Tom Youngs: Farmer's boy more than ready to plough a new furrow

Ex-centre says he is comfortable to face Fiji at Twickenham in his new position as hooker

The career switch from centre to hooker is an unusual one, bordering on the unique – the union equivalent of Usain Bolt moving up to the marathon, or Rod Stewart singing Parsifal at Covent Garden. When Tom Youngs wins his first cap for England against the touring Fijians in front of 80,000 Twickenhamites tomorrow, he will turn rugby orthodoxy on its head. Even now, he has made only nine full front-row appearances for Leicester, the club who talked him into this madness.

"I don't know what I've done or how I've gone about it," the 25-year-old debutant said cheerfully after Stuart Lancaster, the red-rose head coach, had confirmed him in the starting line-up. "I remember playing my first full 80 minutes at hooker, for Nottingham against Leicester in a pre-season game, and my dad phoning me afterwards to ask where I was. I said: 'I'm sitting on a wall outside the clubhouse and I can't move.' The Leicester front row that day was Marcos Ayerza, George Chuter and Martin Castrogiovanni, all of them internationals. I was on painkillers for a week."

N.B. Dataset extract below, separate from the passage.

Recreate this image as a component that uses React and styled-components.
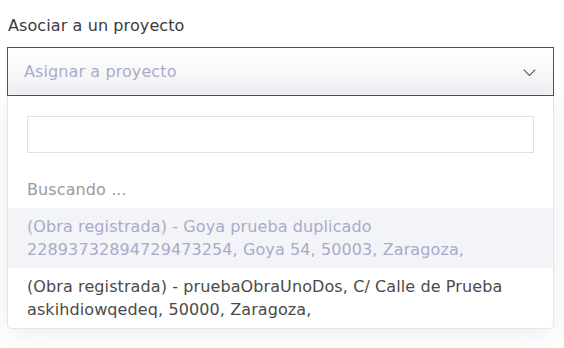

Youngs has broken the mould in all sorts of ways, including family-wise: his father Nick played scrum-half for England in the 1980s; his brother Ben does likewise now and will be on the bench tomorrow. But even though he first broke into the Leicester side as a midfielder of the no-nonsense, route-one variety, the idea that he might one day materialise at the sharp end was always there in the background.

"Peter Winterbottom [a marvellous open-side flanker for both England and the Lions] is a close family friend and I remember him telling me I should play hooker," Youngs said. "I was probably 15 or 16 at the time. I think my dad mentioned it as well. It made sense.

"I was a hard-running centre who enjoyed tackling and knew how to pick a decent line, but I couldn't kick for toffee. If I'm honest, I didn't have the core skills to really make the grade in midfield. I'm glad I made the switch, although I wouldn't say it's been easy."

It was the South African strategist Heyneke Meyer who crystallised things during a brief tenure as Leicester's head coach. "Heyneke told me I should seriously consider making the move," Youngs recalled, "so I spoke to my dad about it and he said: 'It's your career, your life. Go ahead and do it if you want to give it a shot.'

"I went to Nottingham on a dual registration with Leicester and started learning the trade. It was a matter of setting small targets and taking small steps. I had my head shoved up my arse on more than one occasion, but I was always able to go back to Leicester and talk things through with the top players there. I couldn't have wished for a better way of doing it."

Far from the tallest of England hookers – by comparison with his World Cup-winning predecessor Steve Thompson, he is virtually a midget at 5ft 9in – there is power to spare in the squat, compact Youngs frame. Built along the lines of the Bath forward Lee Mears, another recent claimant to the No 2 shirt who was good enough to start a Lions Test against the Springboks in 2009, he generates significant levels of "oomph" at close quarters. The fact that he comes from a farming background is also relevant. Whatever physical power his rivals might acquire in the gym, it pales into insignificance when set against the natural strength developed by those who get their hands dirty working on the land.

No one in the England camp believes for a second that the newcomer is the "finished article", to use the modern jargon, and those who have watched him struggle to find his line-out jumpers in recent Premiership and Heineken Cup matches would wholeheartedly agree. But Youngs is entirely unfazed by his trials and tribulations in this rather important department.

"There were one or two difficult moments in the game against Gloucester at Kingsholm just recently, but I think I learnt my lesson and learnt it quickly," he argued. "Certainly, things went better for me after half-time. Also, my percentages suggest I'm not too far off – not that I'm a great one for looking at percentages. And then there's the point that all hookers like to make: that if a line-out goes wrong, it's not necessarily down to the thrower."

Happily for Joe Marler and Dan Cole, the two men who will spend tomorrow afternoon in immediate earshot, Youngs is not the most vocal of hookers: more of a Graham Dawe than a Brian Moore or a Mark Regan. "The modern game is too fast-flowing for long conversation," he explained. There speaks the son of a farmer: a strong, silent type with the emphasis on the first of those virtues.

Family affairs: Other England connections

Delon and Steffon Armitage

The last siblings to feature together in an England Test, back in February 2009. The partnership was short-lived as both fell out of favour due to injury or form. They both now play in France.

Rory and Tony Underwood

The pair became the first brothers to feature in over 60 years when they helped Jack Rowell's team to the 1995 Grand Slam. The duo enjoyed great success together on the wings.

Will and Dick Greenwood

Centre Will featured for England for eight years, including helping the country win the 2003 World Cup. His father, Dick, a flanker, won just five caps in the 1960s but also later coached the side.

Harold and Arthur Wheatley

Played together for England in the late 1930s.